The Senate Conservative Fund has recently endorsed Lummis, which is a national group of heavy hitter Republicans. On Facebook, her page is filled every day with endorsements by statewide Republican leaders.
“I am a dyed-in-the-wool Wyoming conservative and I share the policy goals and unapologetic, liberty-minded orientation of many Senate Conservative Fund candidates like Ted Cruz, Mike Lee, Marsha Blackburn, and Tom Cotton,” she writes on her Facebook page.
Meanwhile, these twists and turns have caught this writer by surprise. I was positive that Liz Cheney would run for the Senate.
Then when she chose to stay in the House, Friess reaffirmed his interest in the senate seat.
Meanwhile Lummis will keep on doing what she has been doing, which is traveling the state, listening to folks and rounding up endorsements.
Former Gov.

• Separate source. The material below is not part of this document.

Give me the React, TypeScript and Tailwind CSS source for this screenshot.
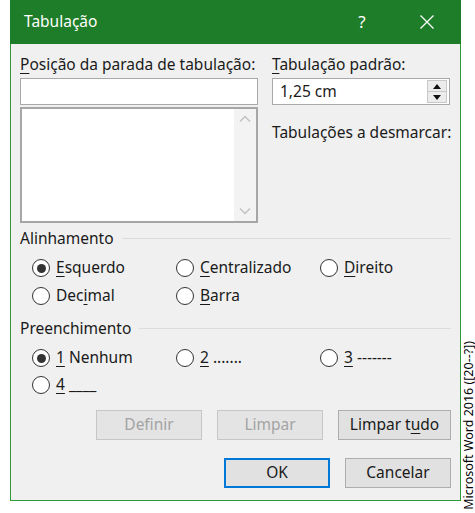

Matt Mead sure sounded like he was not interested in that Senate seat, but will Cheney’s departure from the race change anything? Another Jackson Republican heavyweight, Bob Grady, was very serious about a House run if Liz moved up.
There are only 100 U. S. Senate seats in the country and they do not come up very often. Wyoming’s two seats are the most powerful in the country complains the New York Times because they are equally as powerful as two seats from California. However, ours each represent 290,000 people while a senate seat in California represents 20 million people! By this math, it takes 68 people in California to have the clout in the Senate as one person in Wyoming. Feels about right to me. But I digress.
Liz Cheney now has the chance to settle in at the U. S. House and some day move up to Speaker. She already has set records at the speed at which she has gain influence, becoming the third-ranking member in just her second term. This is unprecedented. I think it is wonderful that she is staying put.
So, Wyoming voters, sit back and enjoy the ride in 2020. Political races are fun for just about everybody, but it can be hard on the participants. So let’s give a shout-out to all those folks stirring the pot including Lummis, Cheney, Friess, and anyone else who wants to jump into the fray.